As much as I love Elizabeth Bennet, Anne Shirley, and Jo March, I'd have to say that Pollyanna sits near the top of my literary heroines list. “Pollyanna” as a cultural reference brings to mind visions of sugary-sweet cheerfulness, unrealistic optimism and trite Annie
-esque references about “the sun coming out tomorrow.” The urban dictionary goes as far as to refer to a Pollyanna-like person as absurd and naïve, with a self-righteous moral superiority.

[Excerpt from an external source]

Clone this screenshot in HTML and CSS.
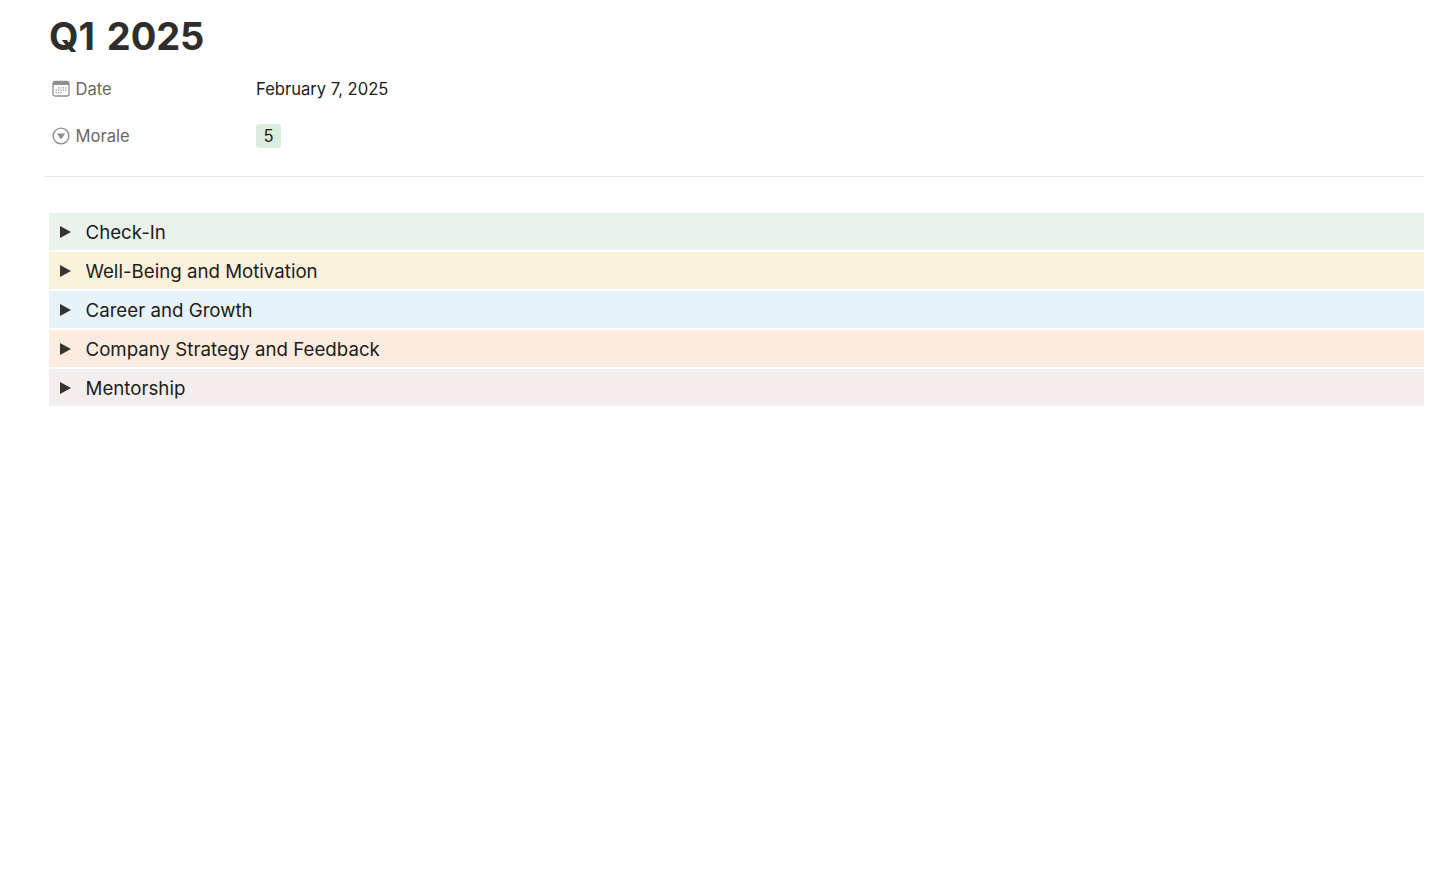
FILE: index.html
```html
<!DOCTYPE html>
<html lang="en">
<head>
<meta charset="utf-8">
<title>Q1 2025</title>
<link rel="stylesheet" href="styles.css">
</head>
<body>
<main class="page">
  <h1 class="title">Q1 2025</h1>
  <section class="props">
    <div class="prop">
      <div class="prop-name">
        <svg class="prop-icon" viewBox="0 0 18 18" width="18" height="18" aria-hidden="true">
          <rect x="1" y="1.5" width="16" height="14.5" rx="2" fill="#fff" stroke="#8f8e8b" stroke-width="1.3"/>
          <path d="M1 3.5a2 2 0 0 1 2-2h12a2 2 0 0 1 2 2v1.5H1z" fill="#8f8e8b"/>
          <g fill="#9b9a97">
            <rect x="6" y="7.2" width="1.3" height="1.3"/><rect x="8.4" y="7.2" width="1.3" height="1.3"/><rect x="10.8" y="7.2" width="1.3" height="1.3"/><rect x="13.2" y="7.2" width="1.3" height="1.3"/>
            <rect x="3.6" y="9.6" width="1.3" height="1.3"/><rect x="6" y="9.6" width="1.3" height="1.3"/><rect x="8.4" y="9.6" width="1.3" height="1.3"/><rect x="10.8" y="9.6" width="1.3" height="1.3"/><rect x="13.2" y="9.6" width="1.3" height="1.3"/>
            <rect x="3.6" y="12" width="1.3" height="1.3"/><rect x="6" y="12" width="1.3" height="1.3"/><rect x="8.4" y="12" width="1.3" height="1.3"/>
          </g>
        </svg>
        <span>Date</span>
      </div>
      <div class="prop-value">February 7, 2025</div>
    </div>
    <div class="prop">
      <div class="prop-name">
        <svg class="prop-icon" viewBox="0 0 18 18" width="18" height="18" aria-hidden="true">
          <circle cx="9" cy="9" r="7.9" fill="#fff" stroke="#8f8e8b" stroke-width="1.4"/>
          <path d="M4.9 6.6h8.2L9 12.6z" fill="#8f8e8b"/>
        </svg>
        <span>Morale</span>
      </div>
      <div class="prop-value"><span class="tag">5</span></div>
    </div>
  </section>
  <hr class="divider">
  <section class="toggles">
    <div class="toggle green"><svg class="caret" viewBox="0 0 11 12" width="11" height="12" aria-hidden="true"><path d="M0 0l11 6-11 6z"/></svg><span>Check-In</span></div>
    <div class="toggle yellow"><svg class="caret" viewBox="0 0 11 12" width="11" height="12" aria-hidden="true"><path d="M0 0l11 6-11 6z"/></svg><span>Well-Being and Motivation</span></div>
    <div class="toggle blue"><svg class="caret" viewBox="0 0 11 12" width="11" height="12" aria-hidden="true"><path d="M0 0l11 6-11 6z"/></svg><span>Career and Growth</span></div>
    <div class="toggle orange"><svg class="caret" viewBox="0 0 11 12" width="11" height="12" aria-hidden="true"><path d="M0 0l11 6-11 6z"/></svg><span>Company Strategy and Feedback</span></div>
    <div class="toggle rose"><svg class="caret" viewBox="0 0 11 12" width="11" height="12" aria-hidden="true"><path d="M0 0l11 6-11 6z"/></svg><span>Mentorship</span></div>
  </section>
</main>
</body>
</html>
```

FILE: styles.css
```css
* {
  box-sizing: border-box;
}

html,
body {
  margin: 0;
  background: #fff;
}

body {
  height: 870px;
  overflow: hidden;
  font-family: Inter, "Liberation Sans", sans-serif;
  color: #1d1c19;
}

.page {
  padding: 13px 32px 0 44px;
}

.title {
  margin: 0 0 0 5px;
  font-size: 38px;
  line-height: 46px;
  font-weight: 700;
  letter-spacing: -0.05px;
  word-spacing: 3px;
  color: #2f2e2a;
}

.props {
  display: flex;
  flex-direction: column;
  margin-top: 12px;
  gap: 11px;
}

.prop {
  display: flex;
  align-items: center;
  height: 36px;
}

.prop-name {
  display: flex;
  align-items: center;
  width: 212px;
  padding-left: 8px;
  gap: 5.5px;
  font-size: 16.6px;
  color: #696864;
}

.prop-icon {
  flex: none;
}

.prop-value {
  font-size: 16.6px;
  color: #1d1c19;
}

.tag {
  display: block;
  width: 25px;
  height: 24px;
  border-radius: 3px;
  background: #dbeddf;
  text-align: center;
  font-size: 16.6px;
  line-height: 24px;
}

.divider {
  height: 1px;
  margin: 22px 0 0;
  border: 0;
  background: #e6e6e4;
}

.toggles {
  display: flex;
  flex-direction: column;
  gap: 2px;
  margin: 36px 0 0 5px;
}

.toggle {
  display: flex;
  align-items: center;
  height: 37px;
  padding: 2px 0 0 11px;
  font-size: 18.7px;
  color: #1d1c19;
}

.caret {
  flex: none;
  margin: -2px 14.5px 0 0;
  fill: #34332e;
}

.green {
  background: #ebf2eb;
}

.yellow {
  background: #fbf2dc;
}

.blue {
  background: #e6f3f9;
}

.orange {
  background: #fcecdf;
}

.rose {
  background: #f5eeee;
}
```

I confess that I think Pollyanna gets a bad rap. But for those who have not read Pollyanna
and its sequel Pollyanna Grows Up
, I'll acquaint you: At age 11, Pollyanna is orphaned and sent to live with her Aunt Polly, a stern, unfeeling woman, who sees Pollyanna as her duty, a burden to endure. Pollyanna, an outgoing, talkative and curious child walks into this scenario with hope and optimism that few can understand even in the midst of mourning her beloved father. She brings her “glad game” “about finding something in everything to be glad about” and begins to share it with the people of the town. Her father, a pastor, created this game when battling doubt and discouragement. He was convicted by the "rejoicing texts" in the Bible, seeing that "if God took the trouble to tell us eight hundred times to be glad and rejoice, He must want us to do it—SOME.”